When parents are engaged in work, education or training, they will be eligible for what we call an enhanced subsidy of up to 40 hours per week. The enhanced subsidy of 40 hours per week will be awarded to parents in full-time or part-time work, including those on zero-hour contracts as well as those in full-time or part-time education and those participating in labour market activation programmes. Indeed, it is my intention to define work and study in regulations made under the Bill in broad inclusive terms to recognise the diversity of progression routes to labour market participation. As such, it is not the case that the enhanced subsidy of 40 hours per week will be limited to parents in full-time work or education. That is my point.

When parents are not engaged in any form of work, education or training, child care will be subsidised on a standard basis of up to 15 hours per week. This reflects international evidence that the child development benefits of early childhood care and education are, in most cases, realised through this level of participation.

Additional information not given on the floor of the House

I am committed to keeping this aspect of policy under close review. Indeed, I plan to commission further research exploring the labour market status and child care needs of those currently using child care services, especially in disadvantaged communities.

There is a small but important group of families for whom child care is needed on child welfare or child development grounds or for whom child care is necessary as early intervention support. Where this is the case, a referral system under the affordable child care scheme will ensure that families will automatically qualify for a subsidy without having to satisfy any income, work or study test. Schedule 2 of the Childcare Support Bill lists five statutory bodies with which the Department of Children and Youth Affairs may make agreements on referral procedures for such families. My officials are currently in discussion with relevant statutory bodies on how this referral process will operate under the affordable childcare scheme.

I thank the Minister for her reply and for bringing considerable clarity to many of the issues involved. The latter is much appreciated. I intend to focus on one point relating to the Childcare Support Bill. Subsidies will be paid on a 48-week basis. Some child care providers operate on a 52-week basis. Is there scope to change this? Is the Minister planning amendments to provide the scheme on a 52-week basis? If the subsidy was averaged out over 48 weeks, it would represent an increase for some of the families I have in mind. I know the Minister will agree with me in this regard. Perhaps it is something we should consider. Child care providers do not operate for 48 weeks and close their doors for four weeks. That is not how they run their business model. Most provide full-day child care facilities and operate for 52 weeks. Is the Minister considering any such amendments?

That is a great question. Obviously, it relates to the current work of the Department and providers trying to average out the 48-week period to a 52-week period. As we move to the affordable child care scheme, I can understand how that would be an issue with regard to the determination of the subsidy on the basis of how much parents work or for how long they are in education and training. The enhanced subsidy is dependent on the hours. Deputy Rabbitte's question relates to the basis of hours over 52 weeks rather than 48 weeks. Many of these issues are being worked through and dealt with in the regulations, including the definitions of "work", "study", etc. I will bring that excellent question to my officials, who may have an answer already. We will get back to the Deputy or we will take a look at it in the context of that work.

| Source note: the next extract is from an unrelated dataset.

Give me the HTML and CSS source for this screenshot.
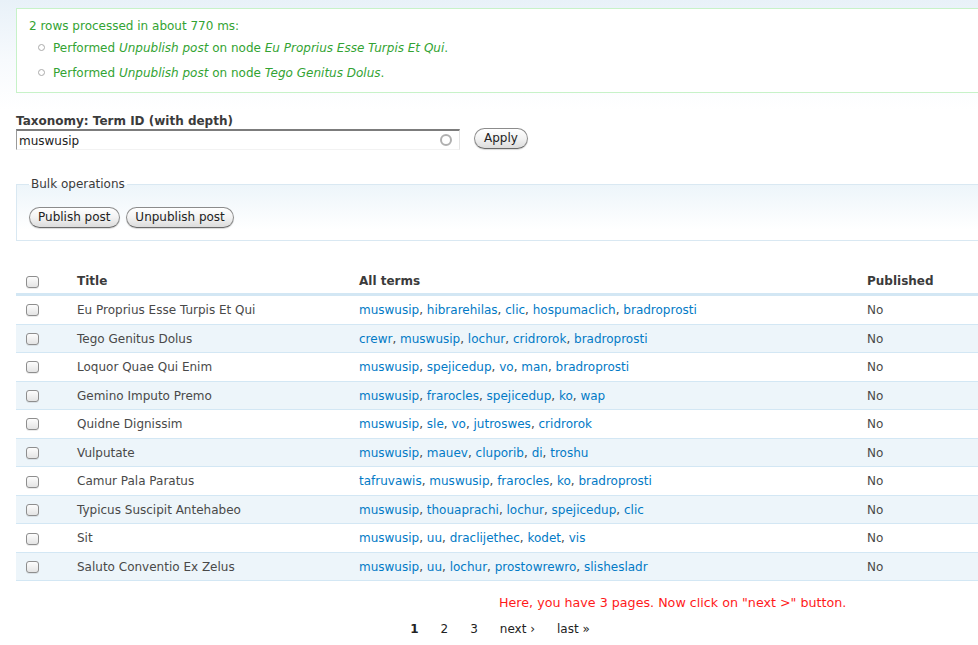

I might be able to help the Minister's officials. I tabled amendments to the Childcare Support Bill in recent days on the basis of recommendations from organisations, including Barnardos, to address the 48-week period rather than the 52-week period. I am hopeful of the Minister's support for those amendments. Perhaps when the Bill was being devised, consideration of best practice meant people looked at a period of 48 weeks rather than 52 weeks. It could be a genuine oversight in the way the Bill was produced. This has now been identified as a concern for those on whose behalf I have articulated the point.

I am pleased to hear about the enhanced subsidy for zero-hour contracts. That is welcome and I compliment the Minister in that regard.

I am pleased to hear that Deputy Rabbitte will be tabling amendments. We will take a look at them. As indicated, I have acknowledged the proposal of a 52-week period as against a 48-week period and how we need to be flexible in terms of provision. From the perspective of my Department, supporting child care financially, and figuring out our rules accordingly, is important. We have done it in the past and we need to do it in future. I have indicated that some of this will be dealt with in the context of regulation, as distinct from in the Bill. We need to take a look at it more clearly. I accept that the issue identified by Deputy Rabbitte, our colleagues and advocates in the sector is key.